▶ _Given request_
Reproduce all of the material word for word.

▶ _Collected data_
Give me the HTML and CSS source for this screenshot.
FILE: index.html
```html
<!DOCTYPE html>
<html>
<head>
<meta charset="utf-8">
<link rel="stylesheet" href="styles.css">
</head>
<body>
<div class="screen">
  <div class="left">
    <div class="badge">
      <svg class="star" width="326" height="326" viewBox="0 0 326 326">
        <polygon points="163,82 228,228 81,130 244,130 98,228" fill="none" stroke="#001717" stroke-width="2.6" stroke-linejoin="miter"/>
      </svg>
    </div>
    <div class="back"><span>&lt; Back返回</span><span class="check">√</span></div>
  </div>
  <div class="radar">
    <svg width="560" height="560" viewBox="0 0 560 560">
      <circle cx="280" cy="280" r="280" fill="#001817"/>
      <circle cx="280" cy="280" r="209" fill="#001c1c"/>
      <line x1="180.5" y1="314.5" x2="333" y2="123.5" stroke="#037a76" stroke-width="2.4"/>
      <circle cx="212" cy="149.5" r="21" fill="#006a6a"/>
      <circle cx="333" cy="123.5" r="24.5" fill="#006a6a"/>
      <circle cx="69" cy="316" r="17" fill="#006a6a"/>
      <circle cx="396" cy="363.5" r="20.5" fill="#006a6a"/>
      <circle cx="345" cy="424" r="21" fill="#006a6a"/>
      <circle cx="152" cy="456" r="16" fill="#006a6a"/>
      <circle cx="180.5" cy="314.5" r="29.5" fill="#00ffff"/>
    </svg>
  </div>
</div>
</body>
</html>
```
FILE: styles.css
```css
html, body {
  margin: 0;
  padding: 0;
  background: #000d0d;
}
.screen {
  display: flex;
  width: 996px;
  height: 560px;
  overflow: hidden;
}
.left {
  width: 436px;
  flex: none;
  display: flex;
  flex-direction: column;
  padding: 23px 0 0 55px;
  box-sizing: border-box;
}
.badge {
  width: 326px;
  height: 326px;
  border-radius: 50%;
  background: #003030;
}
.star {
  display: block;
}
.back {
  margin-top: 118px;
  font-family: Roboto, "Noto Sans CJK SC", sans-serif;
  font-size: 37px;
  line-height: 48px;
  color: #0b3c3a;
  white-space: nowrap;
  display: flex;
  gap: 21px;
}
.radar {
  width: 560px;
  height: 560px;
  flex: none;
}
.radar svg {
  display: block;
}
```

▶ _Answer to this exercise_
Give me the HTML and CSS source for this screenshot.
FILE: index.html
```html
<!DOCTYPE html>
<html>
<head>
<meta charset="utf-8">
<link rel="stylesheet" href="styles.css">
</head>
<body>
<div class="screen">
  <div class="left">
    <div class="badge">
      <svg class="star" width="326" height="326" viewBox="0 0 326 326">
        <polygon points="163,82 228,228 81,130 244,130 98,228" fill="none" stroke="#001717" stroke-width="2.6" stroke-linejoin="miter"/>
      </svg>
    </div>
    <div class="back"><span>&lt; Back返回</span><span class="check">√</span></div>
  </div>
  <div class="radar">
    <svg width="560" height="560" viewBox="0 0 560 560">
      <circle cx="280" cy="280" r="280" fill="#001817"/>
      <circle cx="280" cy="280" r="209" fill="#001c1c"/>
      <line x1="180.5" y1="314.5" x2="333" y2="123.5" stroke="#037a76" stroke-width="2.4"/>
      <circle cx="212" cy="149.5" r="21" fill="#006a6a"/>
      <circle cx="333" cy="123.5" r="24.5" fill="#006a6a"/>
      <circle cx="69" cy="316" r="17" fill="#006a6a"/>
      <circle cx="396" cy="363.5" r="20.5" fill="#006a6a"/>
      <circle cx="345" cy="424" r="21" fill="#006a6a"/>
      <circle cx="152" cy="456" r="16" fill="#006a6a"/>
      <circle cx="180.5" cy="314.5" r="29.5" fill="#00ffff"/>
    </svg>
  </div>
</div>
</body>
</html>
```
FILE: styles.css
```css
html, body {
  margin: 0;
  padding: 0;
  background: #000d0d;
}
.screen {
  display: flex;
  width: 996px;
  height: 560px;
  overflow: hidden;
}
.left {
  width: 436px;
  flex: none;
  display: flex;
  flex-direction: column;
  padding: 23px 0 0 55px;
  box-sizing: border-box;
}
.badge {
  width: 326px;
  height: 326px;
  border-radius: 50%;
  background: #003030;
}
.star {
  display: block;
}
.back {
  margin-top: 118px;
  font-family: Roboto, "Noto Sans CJK SC", sans-serif;
  font-size: 37px;
  line-height: 48px;
  color: #0b3c3a;
  white-space: nowrap;
  display: flex;
  gap: 21px;
}
.radar {
  width: 560px;
  height: 560px;
  flex: none;
}
.radar svg {
  display: block;
}
```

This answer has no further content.